I feel for you. Even in age difference and all our stories are very similar
(23F)My PA(28M) and I are both seeing CSATs, certified sex addiction therapists
Which can be found: IITAP Search
I’ve been with mine six months and things have only gotten marginally better.. it’s soo exhausting
I’d recommend looking into the term DARVO
You’re experiencing betrayal trauma.
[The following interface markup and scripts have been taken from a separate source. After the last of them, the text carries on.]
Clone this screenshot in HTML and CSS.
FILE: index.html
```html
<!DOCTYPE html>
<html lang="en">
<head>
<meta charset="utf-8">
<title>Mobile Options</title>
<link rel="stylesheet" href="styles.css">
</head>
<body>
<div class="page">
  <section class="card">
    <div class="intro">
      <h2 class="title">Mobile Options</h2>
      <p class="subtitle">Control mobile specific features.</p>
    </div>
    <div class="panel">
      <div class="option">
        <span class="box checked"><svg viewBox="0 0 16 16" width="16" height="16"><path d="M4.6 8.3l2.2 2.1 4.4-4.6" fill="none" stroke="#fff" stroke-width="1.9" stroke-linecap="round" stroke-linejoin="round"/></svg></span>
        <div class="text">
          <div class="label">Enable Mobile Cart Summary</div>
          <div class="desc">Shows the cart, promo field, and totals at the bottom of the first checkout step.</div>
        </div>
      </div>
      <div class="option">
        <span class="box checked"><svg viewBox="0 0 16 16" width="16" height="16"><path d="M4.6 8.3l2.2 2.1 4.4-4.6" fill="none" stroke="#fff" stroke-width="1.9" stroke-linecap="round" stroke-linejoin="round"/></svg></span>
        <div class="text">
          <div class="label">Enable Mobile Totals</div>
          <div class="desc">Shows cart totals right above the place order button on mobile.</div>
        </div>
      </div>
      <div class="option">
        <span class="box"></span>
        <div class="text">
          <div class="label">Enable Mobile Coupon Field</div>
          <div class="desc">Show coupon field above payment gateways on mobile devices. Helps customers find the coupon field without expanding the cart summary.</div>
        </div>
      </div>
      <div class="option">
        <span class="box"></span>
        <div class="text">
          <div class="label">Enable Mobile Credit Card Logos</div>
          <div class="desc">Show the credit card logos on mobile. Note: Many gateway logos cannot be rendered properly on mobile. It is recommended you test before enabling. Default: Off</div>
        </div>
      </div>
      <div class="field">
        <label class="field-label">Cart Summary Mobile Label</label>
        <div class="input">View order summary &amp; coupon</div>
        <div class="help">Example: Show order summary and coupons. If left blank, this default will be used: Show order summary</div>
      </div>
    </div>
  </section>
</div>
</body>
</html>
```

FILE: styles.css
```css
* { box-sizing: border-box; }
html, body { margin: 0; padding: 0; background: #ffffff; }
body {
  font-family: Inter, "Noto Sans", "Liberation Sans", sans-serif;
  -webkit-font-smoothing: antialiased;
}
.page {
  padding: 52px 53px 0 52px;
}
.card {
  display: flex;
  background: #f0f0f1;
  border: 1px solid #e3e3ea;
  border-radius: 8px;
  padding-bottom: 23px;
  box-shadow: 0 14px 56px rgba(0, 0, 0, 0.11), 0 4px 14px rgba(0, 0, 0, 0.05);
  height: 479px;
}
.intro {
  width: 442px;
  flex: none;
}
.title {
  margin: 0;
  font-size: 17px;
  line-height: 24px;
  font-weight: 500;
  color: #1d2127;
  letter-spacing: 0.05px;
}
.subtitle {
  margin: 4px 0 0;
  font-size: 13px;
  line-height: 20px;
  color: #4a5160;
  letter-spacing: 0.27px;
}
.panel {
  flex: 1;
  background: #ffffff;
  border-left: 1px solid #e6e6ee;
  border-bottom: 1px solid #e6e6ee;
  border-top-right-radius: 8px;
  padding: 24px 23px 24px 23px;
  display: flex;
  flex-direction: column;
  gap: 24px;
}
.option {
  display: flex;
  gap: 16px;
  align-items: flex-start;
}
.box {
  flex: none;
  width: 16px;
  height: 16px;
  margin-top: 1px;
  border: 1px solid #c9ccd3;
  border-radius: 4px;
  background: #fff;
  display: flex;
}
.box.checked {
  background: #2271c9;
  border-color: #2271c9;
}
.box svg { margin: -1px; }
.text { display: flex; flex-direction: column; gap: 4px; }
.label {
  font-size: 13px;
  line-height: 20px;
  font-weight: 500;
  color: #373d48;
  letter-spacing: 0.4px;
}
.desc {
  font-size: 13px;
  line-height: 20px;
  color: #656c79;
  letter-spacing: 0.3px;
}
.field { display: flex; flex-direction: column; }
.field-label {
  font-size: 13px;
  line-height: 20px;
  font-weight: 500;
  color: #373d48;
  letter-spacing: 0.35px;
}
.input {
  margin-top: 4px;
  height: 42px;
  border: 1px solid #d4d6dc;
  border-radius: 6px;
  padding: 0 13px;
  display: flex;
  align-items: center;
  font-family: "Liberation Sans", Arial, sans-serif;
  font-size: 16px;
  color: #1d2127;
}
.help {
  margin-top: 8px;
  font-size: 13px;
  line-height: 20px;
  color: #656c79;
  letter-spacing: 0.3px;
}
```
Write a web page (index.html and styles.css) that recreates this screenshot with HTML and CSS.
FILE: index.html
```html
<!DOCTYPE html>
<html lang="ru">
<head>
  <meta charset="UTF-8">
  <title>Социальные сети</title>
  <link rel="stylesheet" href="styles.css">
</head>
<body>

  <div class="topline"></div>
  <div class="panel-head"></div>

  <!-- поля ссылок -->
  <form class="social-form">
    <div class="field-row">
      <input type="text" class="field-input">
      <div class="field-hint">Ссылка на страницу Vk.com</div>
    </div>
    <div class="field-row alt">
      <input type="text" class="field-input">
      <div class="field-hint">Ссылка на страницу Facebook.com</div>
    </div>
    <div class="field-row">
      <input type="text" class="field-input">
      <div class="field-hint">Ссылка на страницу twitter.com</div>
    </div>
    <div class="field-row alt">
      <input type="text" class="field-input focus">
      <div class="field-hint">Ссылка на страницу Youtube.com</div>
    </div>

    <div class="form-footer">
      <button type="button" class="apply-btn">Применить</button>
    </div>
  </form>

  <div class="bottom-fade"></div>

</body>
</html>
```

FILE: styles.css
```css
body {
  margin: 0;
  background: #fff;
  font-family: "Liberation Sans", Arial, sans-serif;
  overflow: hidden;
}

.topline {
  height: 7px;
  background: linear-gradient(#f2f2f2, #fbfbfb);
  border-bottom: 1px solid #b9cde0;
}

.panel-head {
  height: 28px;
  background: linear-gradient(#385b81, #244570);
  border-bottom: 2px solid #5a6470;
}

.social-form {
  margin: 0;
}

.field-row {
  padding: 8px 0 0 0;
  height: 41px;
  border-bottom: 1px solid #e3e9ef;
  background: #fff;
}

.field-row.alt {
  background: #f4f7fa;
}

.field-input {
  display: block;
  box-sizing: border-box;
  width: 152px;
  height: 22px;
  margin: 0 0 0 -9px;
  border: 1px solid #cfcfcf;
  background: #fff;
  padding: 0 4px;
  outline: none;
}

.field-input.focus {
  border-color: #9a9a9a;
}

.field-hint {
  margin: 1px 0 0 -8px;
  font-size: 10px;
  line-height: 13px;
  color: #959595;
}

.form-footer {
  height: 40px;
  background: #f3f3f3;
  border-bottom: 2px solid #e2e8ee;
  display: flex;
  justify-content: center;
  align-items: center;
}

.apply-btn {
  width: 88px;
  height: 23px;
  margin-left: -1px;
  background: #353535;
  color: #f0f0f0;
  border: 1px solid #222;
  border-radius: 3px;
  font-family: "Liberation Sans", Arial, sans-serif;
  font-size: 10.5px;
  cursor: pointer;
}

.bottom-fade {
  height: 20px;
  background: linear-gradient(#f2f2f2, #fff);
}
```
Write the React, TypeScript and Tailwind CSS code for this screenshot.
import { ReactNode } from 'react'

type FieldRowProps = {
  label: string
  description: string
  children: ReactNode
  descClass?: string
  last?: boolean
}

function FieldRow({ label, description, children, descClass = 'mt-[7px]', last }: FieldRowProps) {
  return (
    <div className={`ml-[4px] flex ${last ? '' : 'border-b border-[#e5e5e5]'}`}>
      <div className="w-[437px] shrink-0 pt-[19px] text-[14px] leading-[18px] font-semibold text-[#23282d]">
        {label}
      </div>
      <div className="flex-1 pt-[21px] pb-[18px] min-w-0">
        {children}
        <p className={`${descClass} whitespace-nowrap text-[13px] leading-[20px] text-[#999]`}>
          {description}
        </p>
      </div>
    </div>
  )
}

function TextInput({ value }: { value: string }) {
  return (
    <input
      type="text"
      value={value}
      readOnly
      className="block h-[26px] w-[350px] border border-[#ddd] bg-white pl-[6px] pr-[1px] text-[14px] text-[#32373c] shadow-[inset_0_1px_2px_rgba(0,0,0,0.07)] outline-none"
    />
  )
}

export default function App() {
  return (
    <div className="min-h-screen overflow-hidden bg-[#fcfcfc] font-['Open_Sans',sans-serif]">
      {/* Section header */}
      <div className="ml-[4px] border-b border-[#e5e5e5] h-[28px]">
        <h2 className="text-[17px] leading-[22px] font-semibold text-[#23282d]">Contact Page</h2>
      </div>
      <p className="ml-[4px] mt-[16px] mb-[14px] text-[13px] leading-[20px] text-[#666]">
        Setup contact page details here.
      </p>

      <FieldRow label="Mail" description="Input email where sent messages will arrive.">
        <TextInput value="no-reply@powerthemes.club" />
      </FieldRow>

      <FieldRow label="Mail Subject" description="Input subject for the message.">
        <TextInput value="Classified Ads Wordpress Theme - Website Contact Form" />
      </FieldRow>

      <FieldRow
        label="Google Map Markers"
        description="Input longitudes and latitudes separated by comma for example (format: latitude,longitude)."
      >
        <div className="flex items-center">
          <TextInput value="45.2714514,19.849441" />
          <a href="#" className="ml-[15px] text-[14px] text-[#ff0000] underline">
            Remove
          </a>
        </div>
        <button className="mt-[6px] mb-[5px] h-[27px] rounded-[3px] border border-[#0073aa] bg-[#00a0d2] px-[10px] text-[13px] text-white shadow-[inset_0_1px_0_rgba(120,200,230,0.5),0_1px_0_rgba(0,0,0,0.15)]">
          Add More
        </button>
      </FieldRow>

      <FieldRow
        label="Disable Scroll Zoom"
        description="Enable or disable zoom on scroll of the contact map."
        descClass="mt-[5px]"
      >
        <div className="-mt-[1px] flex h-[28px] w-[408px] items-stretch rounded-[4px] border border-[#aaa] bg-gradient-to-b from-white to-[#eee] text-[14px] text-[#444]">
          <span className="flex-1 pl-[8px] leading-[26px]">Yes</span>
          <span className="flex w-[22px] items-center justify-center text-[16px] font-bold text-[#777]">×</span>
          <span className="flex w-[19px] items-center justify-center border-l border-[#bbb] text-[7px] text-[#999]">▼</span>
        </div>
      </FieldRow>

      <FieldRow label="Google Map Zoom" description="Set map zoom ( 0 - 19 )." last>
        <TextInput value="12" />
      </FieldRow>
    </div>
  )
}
My therapist said the snooping & asking for reassurance of no relapse is all safety seeking behavior — a trauma response
Addicts lie, manipulate, gaslight, blame shift, play the victim
Please recognize you’re in a highly emotionally abusive relationship
This big dark PA cloud will consume you and your relationship — it already has
He is not meeting your needs and you are a person who is deserving to have their needs met
Please center yourself in this and give yourself the love you’re deserving
I know you have this vision of him and who he is / was suppose to be. I know in that vision he was not treating you the way he is now. That needs acknowledging
Prodependence: Moving Beyond Codependency https://www.amazon.com/dp/075732035X/ref=cm_sw_r_cp_api_glc_i_.FN1FbP4TDQ8A
Out of the Doghouse: A Step-by-Step Relationship-Saving Guide for Men Caught Cheating https://www.amazon.com/dp/0757319211/ref=cm_sw_r_cp_api_glc_i_6JN1FbK7GM1G4?_encoding=UTF8&psc=1
You can’t do this hard work for him. He has to want it more than anything.
You have your own hard work to do on yourself. Giving your time, knowledge production, and labor to his issues takes away from your personal growth.
I believe in you. I believe in your needs being met and receiving the love and attention you deserve — without begging for it.